--- start of RECORDED INFORMATION ---

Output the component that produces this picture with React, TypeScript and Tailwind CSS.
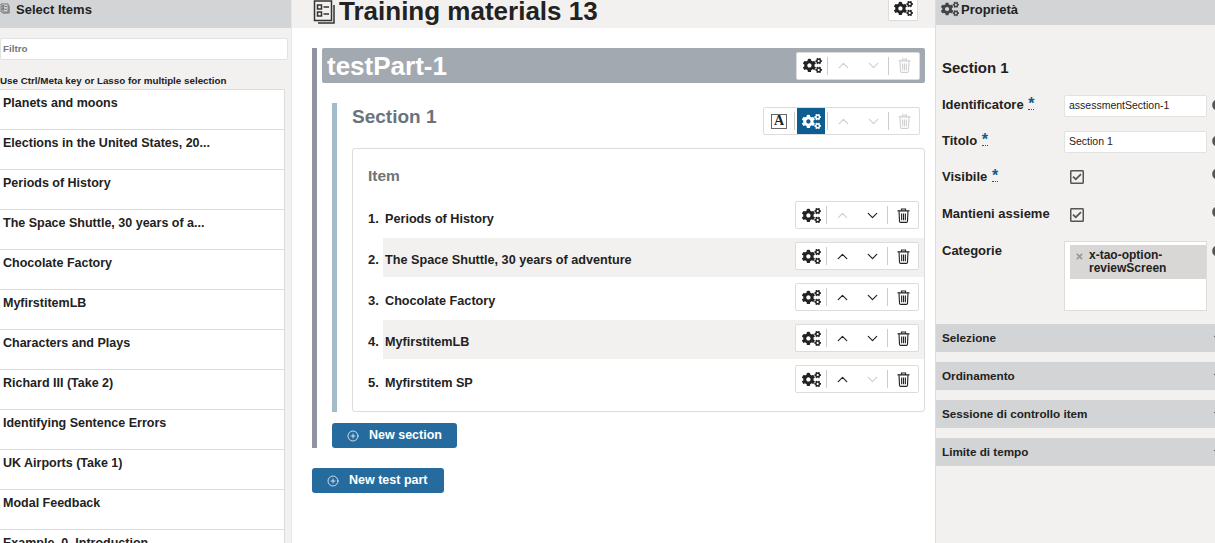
import { ChevronDown, ChevronUp, CirclePlus } from 'lucide-react';
import { FaCogs, FaQuestionCircle, FaRegCheckSquare, FaTimes } from 'react-icons/fa';

const libraryItems = [
  'Planets and moons',
  'Elections in the United States, 20...',
  'Periods of History',
  'The Space Shuttle, 30 years of a...',
  'Chocolate Factory',
  'MyfirstitemLB',
  'Characters and Plays',
  'Richard III (Take 2)',
  'Identifying Sentence Errors',
  'UK Airports (Take 1)',
  'Modal Feedback',
  'Example_0_Introduction',
];

const testItems = [
  { label: 'Periods of History', up: false, down: true },
  { label: 'The Space Shuttle, 30 years of adventure', up: true, down: true, striped: true },
  { label: 'Chocolate Factory', up: true, down: true },
  { label: 'MyfirstitemLB', up: true, down: true, striped: true },
  { label: 'Myfirstitem SP', up: true, down: false },
];

function ListIcon({ className }: { className: string }) {
  return (
    <svg viewBox="0 0 24 24" fill="none" stroke="currentColor" strokeWidth="1.5" className={className}>
      <path d="M22 5v18H6" />
      <path d="M2.5 1h17v19.5h-17z" />
      <path d="M5.5 5h4v4h-4zM5.5 12h4v4h-4zM11.5 7H17M11.5 14H17" />
    </svg>
  );
}

function TrashIcon({ className }: { className: string }) {
  return (
    <svg viewBox="0 0 14 16" fill="none" stroke="currentColor" strokeWidth="1.2" className={className}>
      <path d="M4.8 2.6V1h4.4v1.6" />
      <path d="M.6 3h12.8" strokeWidth="1.4" />
      <path d="M2.2 3.4l.5 10.8q.1 1.2 1.2 1.2h6.2q1.1 0 1.2-1.2l.5-10.8" />
      <path d="M5 5.8v7.4M7 5.8v7.4M9 5.8v7.4" />
    </svg>
  );
}

function Toolbar({ up, down, trash, active, text }: { up: boolean; down: boolean; trash: boolean; active?: boolean; text?: boolean }) {
  return (
    <div className={text ? 'flex h-[28px] w-[157px] shrink-0 items-center rounded-[2px] border border-[#dcdcdc] bg-white' : 'flex h-[28px] w-[124px] shrink-0 items-center rounded-[2px] border border-[#dcdcdc] bg-white'}>
      {text && (
        <>
          <div className="flex w-[30px] justify-center">
            <span className="flex h-[15px] w-[16px] items-center justify-center border border-[#666] font-['Liberation_Serif',serif] text-[14px] leading-none font-bold text-[#222]">A</span>
          </div>
          <div className="h-[18px] w-px bg-[#ccc]" />
        </>
      )}
      <div className={active ? 'mx-[2px] flex h-full w-[28px] items-center justify-center bg-[#0e5d91] text-white' : 'flex h-full w-[30px] items-center justify-center text-[#222]'}>
        <FaCogs className="h-[19px] w-[19px]" />
      </div>
      <div className="h-[18px] w-px bg-[#ccc]" />
      <div className="flex w-[60px] items-center justify-around">
        <ChevronUp className={up ? 'h-[17px] w-[17px] text-[#222]' : 'h-[17px] w-[17px] text-[#d0d0d0]'} strokeWidth={1.7} />
        <ChevronDown className={down ? 'h-[17px] w-[17px] text-[#222]' : 'h-[17px] w-[17px] text-[#d0d0d0]'} strokeWidth={1.7} />
      </div>
      <div className="h-[18px] w-px bg-[#ccc]" />
      <div className="flex flex-1 items-center justify-center">
        <TrashIcon className={trash ? 'h-[15px] w-[13px] text-[#222]' : 'h-[15px] w-[13px] text-[#d0d0d0]'} />
      </div>
    </div>
  );
}

function Required() {
  return <span className="ml-[1px] inline-block h-[15px] border-b border-dotted border-[#0e5d91] text-[16px] leading-[18px] text-[#0e5d91]">*</span>;
}

function HelpMark() {
  return <FaQuestionCircle className="mt-[4px] ml-[5px] h-[12px] w-[12px] shrink-0 text-[#555]" />;
}

function Field({ label, value }: { label: string; value: string }) {
  return (
    <div className="flex h-[36px] items-start">
      <label className="w-[122px] shrink-0 text-[13px] leading-[18px] font-bold text-[#222]">
        {label} <Required />
      </label>
      <div className="flex h-[22px] w-[143px] shrink-0 items-center rounded-[2px] border border-[#e2e2e2] bg-white px-[4px] text-[10.5px] text-[#222]">{value}</div>
      <HelpMark />
    </div>
  );
}

function CheckRow({ label, required }: { label: string; required?: boolean }) {
  return (
    <div className={required ? 'flex h-[38px] items-start' : 'flex h-[36px] items-start'}>
      <div className="w-[127px] shrink-0 text-[13px] leading-[18px] font-bold text-[#222]">
        {label} {required && <Required />}
      </div>
      <FaRegCheckSquare className="mt-[2px] h-[16px] w-[16px] shrink-0 text-[#555]" />
      <FaQuestionCircle className="mt-[1px] ml-[127px] h-[12px] w-[12px] shrink-0 text-[#555]" />
    </div>
  );
}

function Accordion({ label }: { label: string }) {
  return (
    <div className="flex h-[28px] items-center justify-between bg-[#d3d4d6] pl-[6px] text-[11.7px] font-bold text-[#222]">
      {label}
      <ChevronDown className="-mr-[9px] h-[12px] w-[12px] shrink-0" strokeWidth={2.5} />
    </div>
  );
}

export default function App() {
  return (
    <div className="flex h-[543px] w-[1215px] overflow-hidden bg-white font-['Liberation_Sans',Arial,sans-serif]">
      <aside className="flex w-[292px] shrink-0 flex-col overflow-hidden border-r border-[#e6e6e6] bg-[#f3f1ef]">
        <div className="flex h-[28px] w-full shrink-0 items-start gap-[6px] bg-[#d3d4d6] pt-[1px] text-[13px] leading-[18px] font-bold text-[#222]">
          <ListIcon className="mt-[1px] h-[13px] w-[10px] shrink-0 text-[#444]" />
          <span>Select Items</span>
        </div>
        <div className="w-[285px]">
          <div className="mt-[10px] flex h-[22px] w-[288px] items-center rounded-[2px] border border-[#e2e2e2] bg-white pl-[2px] text-[9.8px] font-bold text-[#777]">Filtro</div>
          <p className="mt-[15px] text-[9.8px] leading-[12px] font-bold whitespace-nowrap text-[#222]">Use Ctrl/Meta key or Lasso for multiple selection</p>
          <ul className="mt-[2px] w-[285px] border-t border-r border-[#dcdcdc] bg-white">
            {libraryItems.map((item) => (
              <li key={item} className="h-[40px] border-b border-[#dcdcdc] pt-[4px] pl-[3px] text-[12.5px] leading-[18px] font-bold text-[#222]">
                {item}
              </li>
            ))}
          </ul>
        </div>
      </aside>

      <main className="flex w-[643px] shrink-0 flex-col overflow-hidden">
        <header className="flex h-[28px] shrink-0 items-start justify-between bg-[#f3f1ef] pr-[17px] pl-[20px]">
          <div className="flex items-start">
            <ListIcon className="h-[24px] w-[24px] shrink-0 text-[#333]" />
            <h1 className="ml-[3px] text-[26px] leading-[23px] font-bold whitespace-nowrap text-[#222]">Training materials 13</h1>
          </div>
          <div className="flex h-[21px] w-[30px] items-center justify-center rounded-b-[2px] border border-t-0 border-[#dcdcdc] bg-white pb-[3px] text-[#222]">
            <FaCogs className="h-[19px] w-[19px]" />
          </div>
        </header>

        <section className="mt-[20px] ml-[20px] h-[400px] w-[613px] border-l-[5px] border-[#8f949e] pl-[5px]">
          <div className="flex h-[35px] w-[603px] items-center justify-between rounded-[2px] bg-[#a3a9b0] pr-[5px] pl-[5px]">
            <h2 className="pt-[2px] text-[26px] leading-[33px] font-bold text-white">testPart-1</h2>
            <Toolbar up={false} down={false} trash={false} />
          </div>

          <div className="mt-[20px] ml-[10px] h-[309px] w-[593px] border-l-[5px] border-[#a4bcc9] pl-[15px]">
            <div className="flex h-[45px] items-start justify-between pr-[5px]">
              <h3 className="pt-[2px] text-[19px] leading-[24px] font-bold text-[#69737d]">Section 1</h3>
              <div className="mt-[4px]">
                <Toolbar up={false} down={false} trash={false} active text />
              </div>
            </div>

            <div className="h-[264px] rounded-[3px] border border-[#dcdcdc]">
              <div className="pt-[18px] pl-[15px] text-[15.5px] leading-[18px] font-bold text-[#6f7378]">Item</div>
              <ol className="mt-[12px]">
                {testItems.map((item, i) => (
                  <li key={item.label} className="flex h-[41px] items-start pl-[15px]">
                    <span className="w-[15px] pt-[13px] text-[13px] leading-[18px] font-bold text-[#222]">{i + 1}.</span>
                    <div className={item.striped ? 'flex h-[39px] flex-1 items-start justify-between bg-[#f3f1ef] pr-[5px] pl-[2px]' : 'flex h-[39px] flex-1 items-start justify-between pr-[5px] pl-[2px]'}>
                      <span className="pt-[13px] text-[12.65px] leading-[18px] font-bold text-[#222]">{item.label}</span>
                      <div className="mt-[4px]">
                        <Toolbar up={item.up} down={item.down} trash />
                      </div>
                    </div>
                  </li>
                ))}
              </ol>
            </div>
          </div>

          <button className="mt-[11px] ml-[10px] flex h-[25px] w-[125px] items-center gap-[10px] rounded-[3px] bg-[#266b9e] pl-[15px] text-[12.5px] font-bold text-white">
            <CirclePlus className="h-[12px] w-[12px]" strokeWidth={1.5} />
            New section
          </button>
        </section>

        <button className="mt-[20px] ml-[20px] flex h-[25px] w-[132px] items-center gap-[10px] rounded-[3px] bg-[#266b9e] pl-[15px] text-[12.5px] font-bold text-white">
          <CirclePlus className="h-[12px] w-[12px]" strokeWidth={1.5} />
          New test part
        </button>
      </main>

      <aside className="w-[280px] shrink-0 overflow-hidden border-l border-[#dcdcdc] bg-[#f3f1ef]">
        <div className="flex h-[25px] items-start gap-[2px] bg-[#d3d4d6] pl-[5px] text-[13px] leading-[18px] font-bold text-[#222]">
          <FaCogs className="h-[18px] w-[18px] text-[#444]" />
          <span className="pt-[1px]">Proprietà</span>
        </div>
        <div className="pl-[6px]">
          <h4 className="mt-[33px] text-[15px] leading-[20px] font-bold text-[#222]">Section 1</h4>
          <div className="mt-[17px]">
            <Field label="Identificatore" value="assessmentSection-1" />
            <Field label="Titolo" value="Section 1" />
            <CheckRow label="Visibile" required />
            <CheckRow label="Mantieni assieme" />
          </div>
          <div className="flex h-[83px] items-start">
            <div className="w-[122px] shrink-0 pt-[1px] text-[13px] leading-[18px] font-bold text-[#222]">Categorie</div>
            <div className="h-[70px] w-[143px] shrink-0 border border-[#dcdcdc] bg-white pt-[3px] pl-[5px]">
              <div className="flex h-[34px] w-[136px] items-start gap-[5px] bg-[#d8d7d5] pt-[4px] pl-[5px]">
                <FaTimes className="mt-[3px] h-[9px] w-[9px] shrink-0 text-[#999]" />
                <span className="text-[12px] leading-[13px] font-bold text-[#222]">x-tao-option-reviewScreen</span>
              </div>
            </div>
            <HelpMark />
          </div>
        </div>
        <div className="flex flex-col gap-[10px]">
          <Accordion label="Selezione" />
          <Accordion label="Ordinamento" />
          <Accordion label="Sessione di controllo item" />
          <Accordion label="Limite di tempo" />
        </div>
      </aside>
    </div>
  );
}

--- end of RECORDED INFORMATION ---

#### REQUIRED TASK
Please quote the lines of the material, beginning with the first and ending with the one that contains "FaQuestionCircle, FaRegCheckSquare, FaTimes", exactly as written and without any pictures.

#### COMPLETE OUTPUT
Output the component that produces this picture with React, TypeScript and Tailwind CSS.
import { ChevronDown, ChevronUp, CirclePlus } from 'lucide-react';
import { FaCogs, FaQuestionCircle, FaRegCheckSquare, FaTimes } from 'react-icons/fa';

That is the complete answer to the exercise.